▶ [Data segment]
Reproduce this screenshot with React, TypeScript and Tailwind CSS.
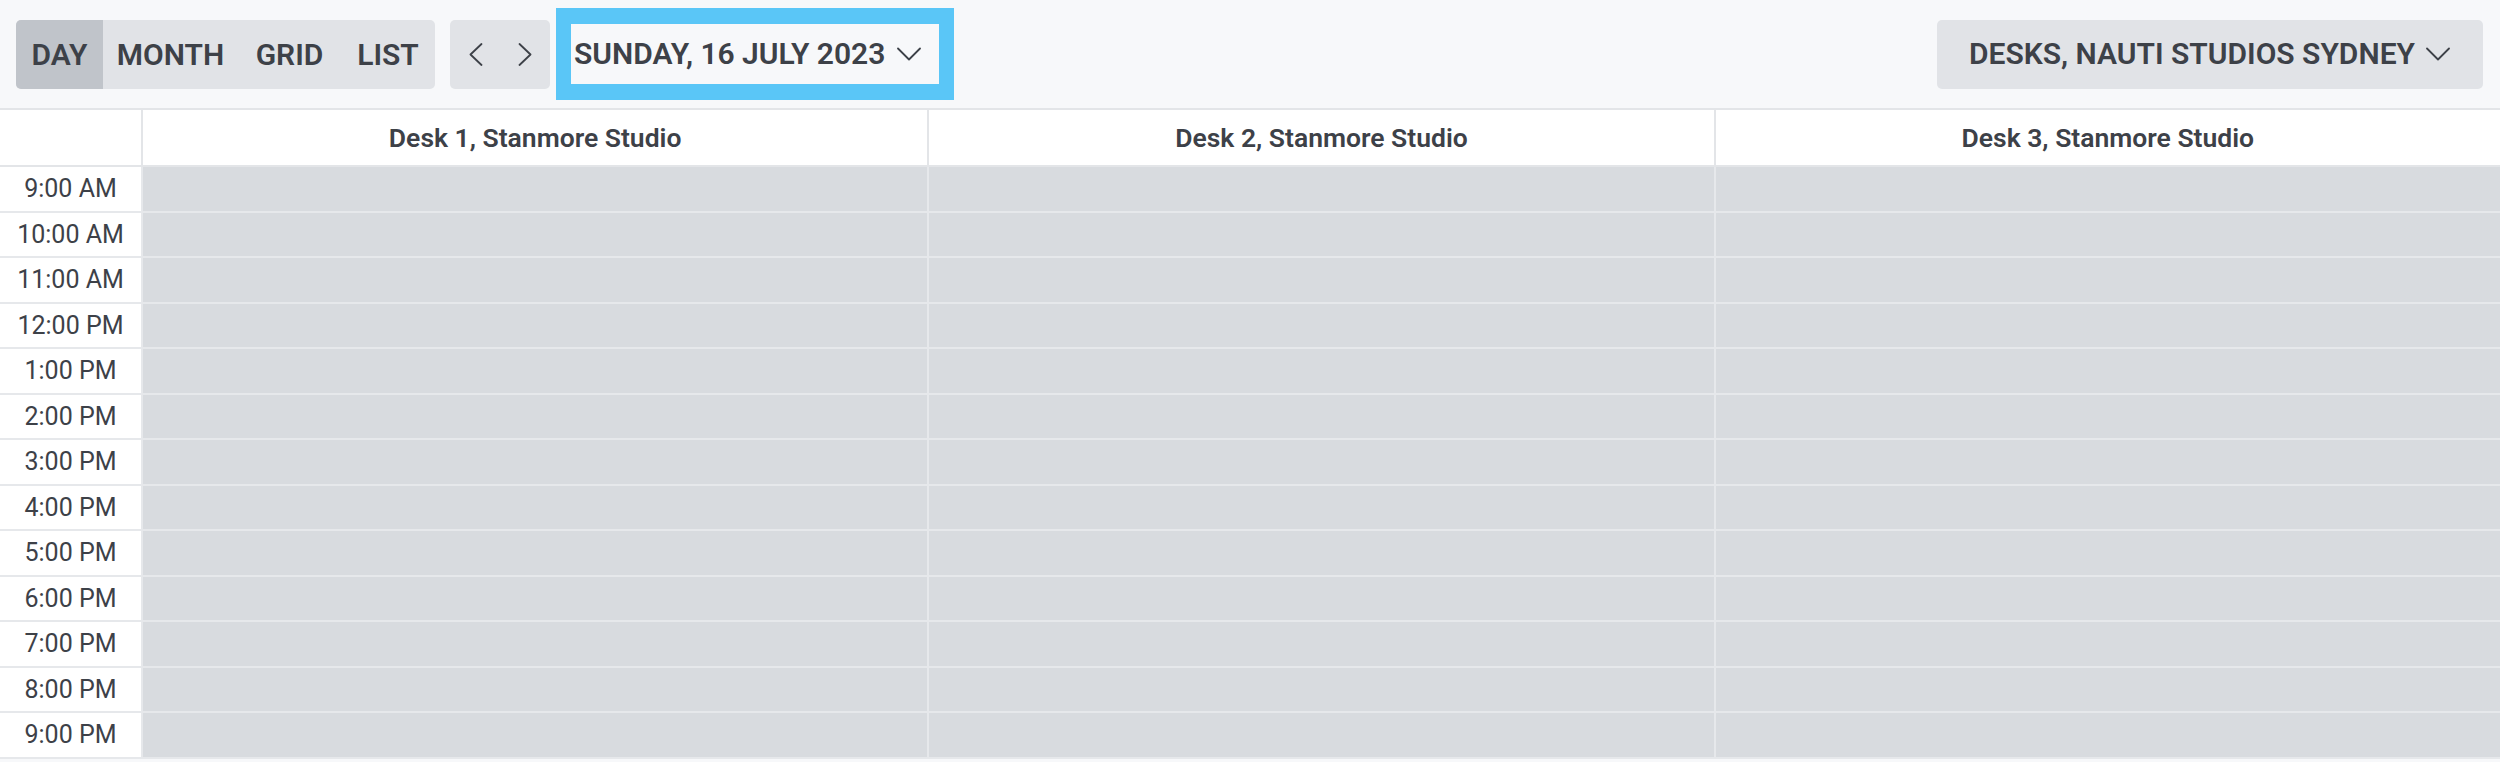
import React from "react";

const times = [
  "9:00 AM",
  "10:00 AM",
  "11:00 AM",
  "12:00 PM",
  "1:00 PM",
  "2:00 PM",
  "3:00 PM",
  "4:00 PM",
  "5:00 PM",
  "6:00 PM",
  "7:00 PM",
  "8:00 PM",
  "9:00 PM",
];

const desks = ["Desk 1, Stanmore Studio", "Desk 2, Stanmore Studio", "Desk 3, Stanmore Studio"];

function ChevronDown() {
  return (
    <svg width="24" height="14" viewBox="0 0 24 14" fill="none" className="shrink-0">
      <polyline points="1,1.5 12,12.5 23,1.5" stroke="#3d4148" strokeWidth="1.8" strokeLinecap="round" strokeLinejoin="round" />
    </svg>
  );
}

function ChevronLeft() {
  return (
    <svg width="14" height="23" viewBox="0 0 14 23" fill="none">
      <polyline points="12.5,1 1.5,11.5 12.5,22" stroke="#3d4148" strokeWidth="1.8" strokeLinecap="round" strokeLinejoin="round" />
    </svg>
  );
}

function ChevronRight() {
  return (
    <svg width="14" height="23" viewBox="0 0 14 23" fill="none">
      <polyline points="1.5,1 12.5,11.5 1.5,22" stroke="#3d4148" strokeWidth="1.8" strokeLinecap="round" strokeLinejoin="round" />
    </svg>
  );
}

export default function App() {
  return (
    <div className="w-[2500px] h-[762px] overflow-hidden bg-[#f7f8fa] font-['Roboto',sans-serif] text-[#3d4148]">
      {/* Toolbar */}
      <div className="h-[110px] border-b-2 border-[#e3e5e8] bg-[#f7f8fa] flex items-center pl-[16px] pr-[17px]">
        <div className="flex h-[69px] rounded-[5px] bg-[#e1e3e7] overflow-hidden text-[30px] font-semibold uppercase">
          <div className="w-[87px] flex items-center justify-center bg-[#c0c4ca]">Day</div>
          <div className="w-[135px] flex items-center justify-center">Month</div>
          <div className="w-[103px] flex items-center justify-center">Grid</div>
          <div className="w-[94px] flex items-center justify-center">List</div>
        </div>
        <div className="ml-[15px] flex h-[69px] w-[100px] rounded-[5px] bg-[#e1e3e7]">
          <div className="w-[50px] flex items-center justify-center pl-[2px]">
            <ChevronLeft />
          </div>
          <div className="w-[50px] flex items-center justify-center">
            <ChevronRight />
          </div>
        </div>
        <div className="ml-[6px] h-[92px] border-x-[15px] border-y-[16px] border-[#5ac6f7] bg-[#f7f8fa] flex items-center pl-[3px] pr-[18px]">
          <span className="text-[30px] font-semibold leading-none whitespace-nowrap">SUNDAY, 16 JULY 2023</span>
          <span className="ml-[12px] flex items-center">
            <ChevronDown />
          </span>
        </div>
        <div className="flex-1" />
        <div className="h-[69px] rounded-[5px] bg-[#e1e3e7] flex items-center pl-[32px] pr-[33px]">
          <span className="text-[30px] font-semibold leading-none whitespace-nowrap">DESKS, NAUTI STUDIOS SYDNEY</span>
          <span className="ml-[11px] flex items-center">
            <ChevronDown />
          </span>
        </div>
      </div>

      {/* Header row */}
      <div className="grid grid-cols-[141px_1fr_1fr_1fr] h-[57px] bg-white border-b-2 border-[#e3e5e8]">
        <div />
        {desks.map((d) => (
          <div
            key={d}
            className="border-l-2 border-[#e3e5e8] flex items-center justify-center text-[26.5px] font-semibold whitespace-nowrap"
          >
            {d}
          </div>
        ))}
      </div>

      {/* Time rows */}
      <div>
        {times.map((t) => (
          <div key={t} className="grid grid-cols-[141px_1fr_1fr_1fr] h-[45.5px] border-b-2 border-[#e6e8eb]">
            <div className="bg-white flex items-center justify-center text-[25px] whitespace-nowrap">{t}</div>
            <div className="bg-[#d8dbdf] border-l-2 border-[#e6e8eb]" />
            <div className="bg-[#d8dbdf] border-l-2 border-[#e6e8eb]" />
            <div className="bg-[#d8dbdf] border-l-2 border-[#e6e8eb]" />
          </div>
        ))}
      </div>
    </div>
  );
}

▶ [Problem description]
Exclude the pictures, and transcribe all of the material exactly.

▶ [Written solution]
Reproduce this screenshot with React, TypeScript and Tailwind CSS.
import React from "react";

const times = [
  "9:00 AM",
  "10:00 AM",
  "11:00 AM",
  "12:00 PM",
  "1:00 PM",
  "2:00 PM",
  "3:00 PM",
  "4:00 PM",
  "5:00 PM",
  "6:00 PM",
  "7:00 PM",
  "8:00 PM",
  "9:00 PM",
];

const desks = ["Desk 1, Stanmore Studio", "Desk 2, Stanmore Studio", "Desk 3, Stanmore Studio"];

function ChevronDown() {
  return (
    <svg width="24" height="14" viewBox="0 0 24 14" fill="none" className="shrink-0">
      <polyline points="1,1.5 12,12.5 23,1.5" stroke="#3d4148" strokeWidth="1.8" strokeLinecap="round" strokeLinejoin="round" />
    </svg>
  );
}

function ChevronLeft() {
  return (
    <svg width="14" height="23" viewBox="0 0 14 23" fill="none">
      <polyline points="12.5,1 1.5,11.5 12.5,22" stroke="#3d4148" strokeWidth="1.8" strokeLinecap="round" strokeLinejoin="round" />
    </svg>
  );
}

function ChevronRight() {
  return (
    <svg width="14" height="23" viewBox="0 0 14 23" fill="none">
      <polyline points="1.5,1 12.5,11.5 1.5,22" stroke="#3d4148" strokeWidth="1.8" strokeLinecap="round" strokeLinejoin="round" />
    </svg>
  );
}

export default function App() {
  return (
    <div className="w-[2500px] h-[762px] overflow-hidden bg-[#f7f8fa] font-['Roboto',sans-serif] text-[#3d4148]">
      {/* Toolbar */}
      <div className="h-[110px] border-b-2 border-[#e3e5e8] bg-[#f7f8fa] flex items-center pl-[16px] pr-[17px]">
        <div className="flex h-[69px] rounded-[5px] bg-[#e1e3e7] overflow-hidden text-[30px] font-semibold uppercase">
          <div className="w-[87px] flex items-center justify-center bg-[#c0c4ca]">Day</div>
          <div className="w-[135px] flex items-center justify-center">Month</div>
          <div className="w-[103px] flex items-center justify-center">Grid</div>
          <div className="w-[94px] flex items-center justify-center">List</div>
        </div>
        <div className="ml-[15px] flex h-[69px] w-[100px] rounded-[5px] bg-[#e1e3e7]">
          <div className="w-[50px] flex items-center justify-center pl-[2px]">
            <ChevronLeft />
          </div>
          <div className="w-[50px] flex items-center justify-center">
            <ChevronRight />
          </div>
        </div>
        <div className="ml-[6px] h-[92px] border-x-[15px] border-y-[16px] border-[#5ac6f7] bg-[#f7f8fa] flex items-center pl-[3px] pr-[18px]">
          <span className="text-[30px] font-semibold leading-none whitespace-nowrap">SUNDAY, 16 JULY 2023</span>
          <span className="ml-[12px] flex items-center">
            <ChevronDown />
          </span>
        </div>
        <div className="flex-1" />
        <div className="h-[69px] rounded-[5px] bg-[#e1e3e7] flex items-center pl-[32px] pr-[33px]">
          <span className="text-[30px] font-semibold leading-none whitespace-nowrap">DESKS, NAUTI STUDIOS SYDNEY</span>
          <span className="ml-[11px] flex items-center">
            <ChevronDown />
          </span>
        </div>
      </div>

      {/* Header row */}
      <div className="grid grid-cols-[141px_1fr_1fr_1fr] h-[57px] bg-white border-b-2 border-[#e3e5e8]">
        <div />
        {desks.map((d) => (
          <div
            key={d}
            className="border-l-2 border-[#e3e5e8] flex items-center justify-center text-[26.5px] font-semibold whitespace-nowrap"
          >
            {d}
          </div>
        ))}
      </div>

      {/* Time rows */}
      <div>
        {times.map((t) => (
          <div key={t} className="grid grid-cols-[141px_1fr_1fr_1fr] h-[45.5px] border-b-2 border-[#e6e8eb]">
            <div className="bg-white flex items-center justify-center text-[25px] whitespace-nowrap">{t}</div>
            <div className="bg-[#d8dbdf] border-l-2 border-[#e6e8eb]" />
            <div className="bg-[#d8dbdf] border-l-2 border-[#e6e8eb]" />
            <div className="bg-[#d8dbdf] border-l-2 border-[#e6e8eb]" />
          </div>
        ))}
      </div>
    </div>
  );
}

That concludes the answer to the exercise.